12 May 2020
Bournemouth, Christchurch & Poole’s Green councillors call for the Bournemouth Air Show to be replaced in the coming years, as one measure to address the climate emergency and to centre local tourism around the needs of residents across the conurbation.
The comments come as BCP Council announce the cancellation of the Air Show this year in response to the COVID-19 pandemic. The decision was made to ensure the safety of residents and minimise the spread of the virus.
Simon Bull, Green Party Councillor for Winton East and member of the Unity Alliance administration running BCP Council, said, “The decision to cancel the Air Show this year was the right one, to protect the residents of Bournemouth and surrounding areas, as well as to do our bit to stop the virus from spreading. We are in a crisis, so it’s right we act on it. Once the pandemic is over, we will remain in the grip of another global crisis that requires us to make similar bold, better and sustainable green choices. We must treat every crisis as a crisis and act proportionally to the risks and urgency that the situation requires. An Air Show does not fit inside the Council’s declaration of a Climate & Ecological Emergency or our commitments under the Paris Climate Agreement going forward.”

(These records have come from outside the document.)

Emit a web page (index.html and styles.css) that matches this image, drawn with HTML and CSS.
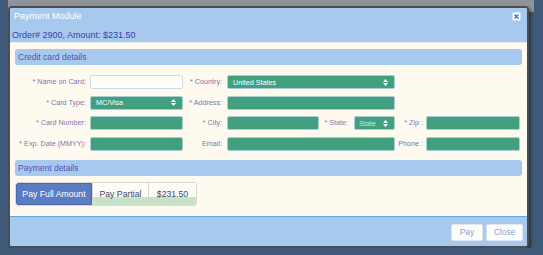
FILE: index.html
```html
<!DOCTYPE html>
<html lang="en">
<head>
<meta charset="UTF-8">
<meta name="viewport" content="width=device-width, initial-scale=1.0">
<title>Payment Module</title>
<link rel="stylesheet" href="styles.css">
</head>
<body>
<div class="backdrop">
    <div class="modal">
        <div class="modal-header">
            <div class="title-row">
                <span class="title">Payment Module</span>
                <button class="close-btn" type="button">
                    <svg width="5" height="5" viewBox="0 0 5 5"><path d="M0.5 0.5 L4.5 4.5 M4.5 0.5 L0.5 4.5" stroke="#4a6cc0" stroke-width="1.4"/></svg>
                </button>
            </div>
            <div class="order">Order# 2900, Amount: $231.50</div>
        </div>

        <div class="modal-body">
            <div class="section-title">Credit card details</div>

            <form class="card-form" action="#" method="POST">
                <!-- row 1 -->
                <label class="lbl">* Name on Card:</label>
                <input class="field empty" type="text">
                <label class="lbl">* Country:</label>
                <div class="field select">
                    <span>United States</span>
                    <svg width="5" height="7" viewBox="0 0 5 7"><path d="M0 3 L2.5 0 L5 3 Z M0 4 L2.5 7 L5 4 Z" fill="#fff"/></svg>
                </div>
                <span></span><span></span>

                <!-- row 2 -->
                <label class="lbl">* Card Type:</label>
                <div class="field select">
                    <span>MC/Visa</span>
                    <svg width="5" height="7" viewBox="0 0 5 7"><path d="M0 3 L2.5 0 L5 3 Z M0 4 L2.5 7 L5 4 Z" fill="#fff"/></svg>
                </div>
                <label class="lbl">* Address:</label>
                <input class="field" type="text">
                <span></span><span></span>

                <!-- row 3 -->
                <label class="lbl">* Card Number:</label>
                <input class="field" type="text">
                <label class="lbl">* City:</label>
                <div class="city-group">
                    <input class="field city" type="text">
                    <label class="lbl state-lbl">* State:</label>
                    <div class="field select state">
                        <span>State</span>
                        <svg width="5" height="7" viewBox="0 0 5 7"><path d="M0 3 L2.5 0 L5 3 Z M0 4 L2.5 7 L5 4 Z" fill="#fff"/></svg>
                    </div>
                </div>
                <label class="lbl short">* Zip :</label>
                <input class="field" type="text">

                <!-- row 4 -->
                <label class="lbl">* Exp. Date (MMYY):</label>
                <input class="field" type="text">
                <label class="lbl">Email:</label>
                <input class="field" type="text">
                <label class="lbl short">Phone :</label>
                <input class="field" type="text">
            </form>

            <div class="section-title">Payment details</div>

            <div class="pay-group">
                <button class="pay-opt active" type="button">Pay Full Amount</button>
                <button class="pay-opt" type="button">Pay Partial</button>
                <button class="pay-opt" type="button">$231.50</button>
            </div>
        </div>

        <div class="modal-footer">
            <button class="foot-btn" type="button">Pay</button>
            <button class="foot-btn" type="button">Close</button>
        </div>
    </div>
</div>
</body>
</html>
```

FILE: styles.css
```css
:root {
    /* colors */
    --page: #3e5a78;
    --veil: #8f9297;
    --sky: #a7c9ee;
    --cream: #fffaef;
    --ink: #4040a8;
    --label: #7878b6;
    --green: #42a07f;
    --green-edge: #a9cfd6;
    --font: "Liberation Sans", Arial, sans-serif;
}

body {
    margin: 0;
    background-color: var(--page);
    font-family: var(--font);
}

.backdrop {
    margin-left: 8px;
    width: 526px;
    padding-top: 6px;
    background: linear-gradient(var(--veil), var(--veil)) top left / 100% 12px no-repeat;
}

.modal {
    width: 517px;
    border: 2px solid #4a4d52;
    border-radius: 4px;
    background-color: var(--cream);
    box-shadow: 2px 2px 3px rgba(0, 0, 0, 0.45);
    overflow: hidden;
}

/* header */
.modal-header {
    height: 35px;
    box-sizing: border-box;
    padding: 2px 0 0 2px;
    background-color: var(--sky);
    border-bottom: 1px solid #e6eef2;
}

.title-row {
    display: flex;
    justify-content: space-between;
    align-items: flex-start;
}

.title {
    padding-left: 2px;
    font-size: 9px;
    line-height: 12px;
    color: #fff;
}

.close-btn {
    width: 9px;
    height: 9px;
    margin: 2px 6px 0 0;
    padding: 0;
    border: 1px solid #d4e2f2;
    border-radius: 2px;
    background-color: #fff;
    display: flex;
    align-items: center;
    justify-content: center;
}

.order {
    margin-top: 7px;
    font-size: 9px;
    line-height: 12px;
    color: var(--ink);
}

/* body */
.modal-body {
    padding: 6px 5px 10px 5px;
}

.section-title {
    height: 16px;
    padding-left: 3px;
    border-radius: 3px;
    background-color: var(--sky);
    color: #5252b4;
    font-size: 8.5px;
    line-height: 16px;
}

.card-form {
    display: grid;
    grid-template-columns: 75px 93px 44px 168px 31px 94px;
    grid-auto-rows: 14px;
    row-gap: 6.67px;
    margin: 10px 0 9px 0;
}

.lbl {
    padding-right: 4px;
    text-align: right;
    font-size: 7.2px;
    line-height: 14px;
    color: var(--label);
    white-space: nowrap;
}

.card-form > .lbl:nth-child(3n) {
    padding-right: 5px;
}

.lbl.short {
    padding-right: 3px;
}

.field {
    height: 14px;
    box-sizing: border-box;
    margin: 0;
    border: 1px solid var(--green-edge);
    border-radius: 2px;
    background-color: var(--green);
    font-family: var(--font);
}

.field.empty {
    background-color: #fffef9;
    border-color: #c9dcec;
}

.select {
    display: flex;
    align-items: center;
    justify-content: space-between;
    padding: 0 6px 0 5px;
    color: #fff;
    font-size: 7.2px;
}

.city-group {
    display: flex;
}

.city {
    width: 92px;
}

.state-lbl {
    width: 35px;
    box-sizing: border-box;
    padding-right: 6px;
}

.state {
    width: 41px;
    padding-left: 4px;
    color: #cfe9dc;
}

/* pay options */
.pay-group {
    display: flex;
    width: fit-content;
    height: 24px;
    box-sizing: border-box;
    margin-top: 6px;
    border: 1px solid #dbdad2;
    border-radius: 3px;
    overflow: hidden;
}

.pay-opt {
    margin: 0;
    padding: 0;
    border: none;
    border-left: 1px solid #d8d8d0;
    background: linear-gradient(#fdfcf6 0 62%, #c7e2c6 62% 100%);
    color: #3c4866;
    font-family: var(--font);
    font-size: 8.7px;
}

.pay-opt:nth-child(2) {
    width: 56px;
}

.pay-opt:nth-child(3) {
    width: 48px;
}

.pay-opt.active {
    width: 76px;
    border: 1px solid #4b66ad;
    border-radius: 2px 0 0 2px;
    background: #5b7cc3;
    color: #fff;
}

/* footer */
.modal-footer {
    display: flex;
    justify-content: flex-end;
    gap: 3px;
    padding: 7px 4px 5px 0;
    background-color: var(--sky);
    border-top: 1px solid #66a3d8;
}

.foot-btn {
    height: 17px;
    margin: 0;
    padding: 0;
    border: 1px solid #dfe7f0;
    border-radius: 2px;
    background-color: #fdfdfd;
    color: #8ea2c8;
    font-family: var(--font);
    font-size: 8.5px;
}

.foot-btn:first-child {
    width: 32px;
}

.foot-btn:last-child {
    width: 37px;
}
```
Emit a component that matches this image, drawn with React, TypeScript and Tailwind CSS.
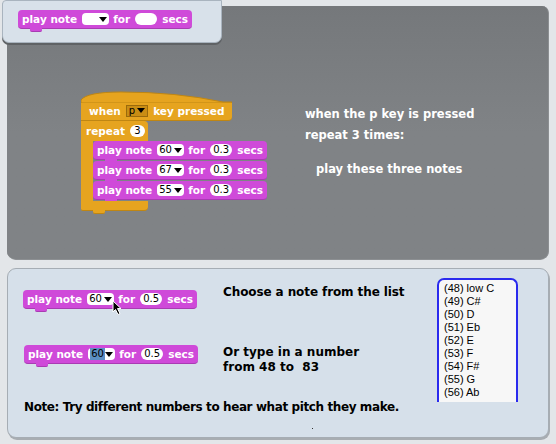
import React from "react";

const F = { fontFamily: '"DejaVu Sans", Verdana, sans-serif' };

function Tri() {
  return <div className="w-0 h-0 border-x-[4px] border-x-transparent border-t-[5px] border-t-black" />;
}

function Drop({ v, hl }: { v?: string; hl?: boolean }) {
  return (
    <div className="flex items-center h-[12px] w-[27px] bg-white rounded-[4px] pl-[2px] pr-[2px] text-black font-normal text-[10px] leading-none">
      {v ? (
        <span className={hl ? "bg-[#5b8fc4] text-black px-[1px] h-[12px] flex items-center" : ""}>{v}</span>
      ) : null}
      <div className="ml-auto">
        <Tri />
      </div>
    </div>
  );
}

function Num({ v, w }: { v?: string; w?: string }) {
  return (
    <div
      className={
        "flex items-center justify-center h-[12px] bg-white rounded-full px-[3px] text-black font-normal text-[10px] leading-none " +
        (w ?? "min-w-[22px]")
      }
    >
      {v}
    </div>
  );
}

function NoteBlock({ note, dur, hl }: { note?: string; dur?: string; hl?: boolean }) {
  return (
    <div
      style={F}
      className="relative flex items-center gap-[5px] h-[19px] w-fit rounded-[4px] bg-[#cf4ad9] border-b border-[#a93bb3] pl-[4px] pr-[4px] text-white font-bold text-[10.5px] leading-none"
    >
      <span>play note</span>
      <Drop v={note} hl={hl} />
      <span className="-ml-[1px]">for</span>
      <Num v={dur} />
      <span>secs</span>
      <div className="absolute left-[12px] top-full w-[12px] h-[4px] bg-[#cf4ad9] border-b border-[#a93bb3] rounded-b-[2px]" />
    </div>
  );
}

function Script() {
  return (
    <div className="relative w-[224px]" style={F}>
      {/* hat */}
      <div className="relative w-[151px]">
        <svg width="151" height="12" viewBox="0 0 151 12" className="block">
          <path d="M0 12 L0 9 Q 6 1 40 1 Q 95 1 142 11 L 151 11 L151 12 Z" fill="#e6a41f" stroke="#bf8613" strokeWidth="1" />
        </svg>
        <div className="flex items-center h-[19px] bg-[#e6a41f] rounded-br-[4px] -mt-[1px] pl-[8px] text-white font-bold text-[10.5px] leading-none gap-[5px] border-b border-[#bf8613]">
          <span>when</span>
          <div className="flex items-center h-[12px] px-[2px] gap-[2px] bg-[#c98d14] border border-[#9a6a0c] text-black font-normal text-[10px] -mt-[1px]">
            <span>p</span>
            <Tri />
          </div>
          <span>key pressed</span>
        </div>
      </div>
      {/* repeat */}
      <div className="relative">
        <div className="flex items-center h-[20px] w-[67px] bg-[#e6a41f] rounded-tr-[4px] pl-[5px] text-white font-bold text-[10.5px] leading-none gap-[5px]">
          <span>repeat</span>
          <Num v="3" w="min-w-[15px]" />
        </div>
        <div className="flex">
          <div className="w-[12px] bg-[#e6a41f]" />
          <div className="flex flex-col gap-[1px] pb-[1px]">
            <NoteBlock note="60" dur="0.3" />
            <NoteBlock note="67" dur="0.3" />
            <NoteBlock note="55" dur="0.3" />
          </div>
        </div>
        <div className="relative h-[10px] w-[67px] bg-[#e6a41f] rounded-br-[4px] rounded-bl-[2px] border-b border-[#bf8613]">
          <div className="absolute left-[12px] top-full w-[12px] h-[4px] bg-[#e6a41f] border-b border-[#bf8613] rounded-b-[2px]" />
        </div>
      </div>
    </div>
  );
}

export default function App() {
  return (
    <div className="relative w-[556px] h-[444px] bg-[#e3e6e9] overflow-hidden">
      {/* gray script area */}
      <div className="ml-[7px] mr-[7px] mt-[6px] h-[254px] rounded-b-[9px] rounded-tr-[7px] bg-[#808386] bg-gradient-to-b from-[#75787b] via-[#808386] to-[#808386] border-r border-b border-[#8c8f92]">
        <div className="flex pt-[85px] pl-[74px]">
          <Script />
          <div
            style={F}
            className="pt-[13px] text-white font-bold text-[11.5px] leading-[21px]"
          >
            <div>when the p key is pressed</div>
            <div>repeat 3 times:</div>
            <div className="mt-[13px] ml-[11px]">play these three notes</div>
          </div>
        </div>
      </div>

      {/* palette tab */}
      <div className="absolute left-[2px] top-0 w-[220px] h-[43px] bg-[#d8e1ea] rounded-b-[7px] rounded-tl-[4px] border border-[#a9b4bf] shadow-[0_2px_0_#5f6265]">
        <div className="pl-[15px] pt-[9px]">
          <NoteBlock />
        </div>
      </div>

      {/* bottom help panel */}
      <div className="relative ml-[7px] mr-[7px] mt-[8px] h-[170px] rounded-t-[9px] rounded-b-[9px] bg-[#d6e0ea] border border-[#a6adb4] shadow-[1px_2px_0_#a8adb2] pl-[15px] pt-[21px]">
        <div className="flex h-[19px]">
          <div className="relative w-[200px]">
            <NoteBlock note="60" dur="0.5" />
            <svg className="absolute left-[89px] top-[10px]" width="10" height="16" viewBox="0 0 10 16">
              <path d="M1 1 L1 12 L3.5 9.5 L6 14.5 L8 13.5 L5.5 8.5 L9 8.5 Z" fill="#000" stroke="#fff" strokeWidth="1" />
            </svg>
          </div>
          <div style={F} className="-mt-[5px] text-black font-bold text-[12px] leading-[15px] tracking-[-0.1px]">
            Choose a note from the list
          </div>
        </div>
        <div className="flex mt-[36px] pl-[1px]">
          <div className="w-[199px]">
            <NoteBlock note="60" dur="0.5" hl />
          </div>
          <div style={F} className="text-black font-bold text-[12px] leading-[15px]">
            <div>Or type in a number</div>
            <div>from 48 to&nbsp; 83</div>
          </div>
        </div>
        <div style={F} className="mt-[25px] ml-[1px] text-black font-bold text-[12px] leading-[15px] tracking-[-0.4px]">
          Note: Try different numbers to hear what pitch they make.
        </div>
        <div className="absolute left-[304px] top-[159px] w-[1px] h-[1px] bg-[#333]" />

        {/* note list */}
        <div
          className="absolute left-[429px] top-[9px] w-[81px] h-[124px] bg-[#f7f7f7] border-2 border-b-0 border-[#2a2aee] rounded-t-[7px] pl-[5px] pt-[2px] text-black text-[11px] leading-[13px]"
          style={{ fontFamily: '"Liberation Sans", Arial, sans-serif' }}
        >
          {["(48) low C", "(49) C#", "(50) D", "(51) Eb", "(52) E", "(53) F", "(54) F#", "(55) G", "(56) Ab"].map((t) => (
            <div key={t}>{t}</div>
          ))}
        </div>
      </div>
    </div>
  );
}
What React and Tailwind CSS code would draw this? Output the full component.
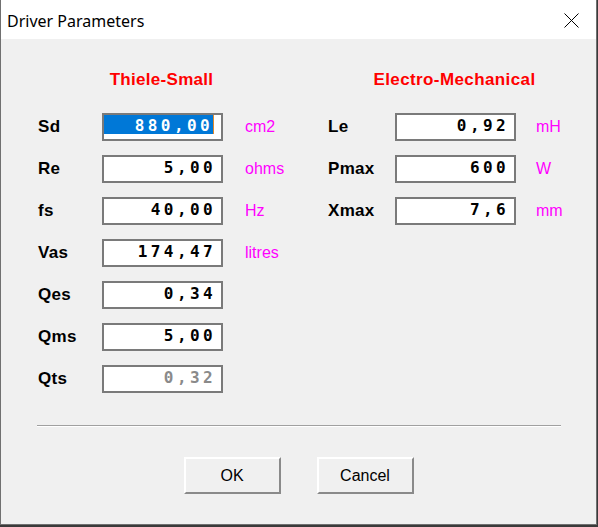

He also raises issues with the Council’s confirmation that the Air Show will go ahead in summer 2021.
“If we are to meet the 2030 commitment to be carbon-neutral throughout BCP Council and its operations and for the broader conurbation to follow suit soon after, is it possible to justify that the Air Show is planned to go ahead next year? We need to lead on this now because we’ve declared the Climate and Ecological Emergency and not wait to pass the buck to the next administration in the lead-up to 2030.”
Last year, the BCP Council announced a carbon offsetting scheme for the Air Show, committing to planting over 200 trees, one for every estimated tonne of carbon dioxide emitted by the aircraft that perform during the event. While BCP’s Green councillors welcomed the efforts to address the climate impacts of the Air Show, Cllr Bull says that these new commitments do not go far enough.
“We are facing a climate emergency right now. Carbon offsetting is not the solution. The trees we plant today will draw-down this carbon across their life-time, it doesn’t immediately remove the 274 tonnes of carbon the planes emit during the show. It also doesn’t address the emissions impacts from all the increase in car traffic into Bournemouth from tourists and traders. And while the partnership also commits that for every tree planted a tonne of carbon dioxide will be saved by avoided deforestation in the Amazon Rainforest, we should support projects that protect rainforests without using them to justify our own local emissions.”
UK-based commercial energy consultancy Green Energy Consulting estimates that a UK native broadleaf tree absorbs on average one tonne of carbon dioxide during its entire lifetime of approximately one hundred years. This would mean that the carbon emissions of the aircraft from the four-day event could take up to a century to be fully offset.
They also highlight that not all residents in the conurbation welcome the arrival of the Air Show, when large crowds of people come to the town, causing traffic congestion, increased air pollution, litter and general disruption to the local community over the course of the four-day event.
“It could be a great time to have a conversation with residents across Bournemouth, and the wider conurbation, about what they would like to see from a new event to replace the Air Show. We could have a vibrant festival to celebrate the cultural history and natural heritage of our beautiful home, champion local sustainable businesses and foster a sense of collective community involvement.”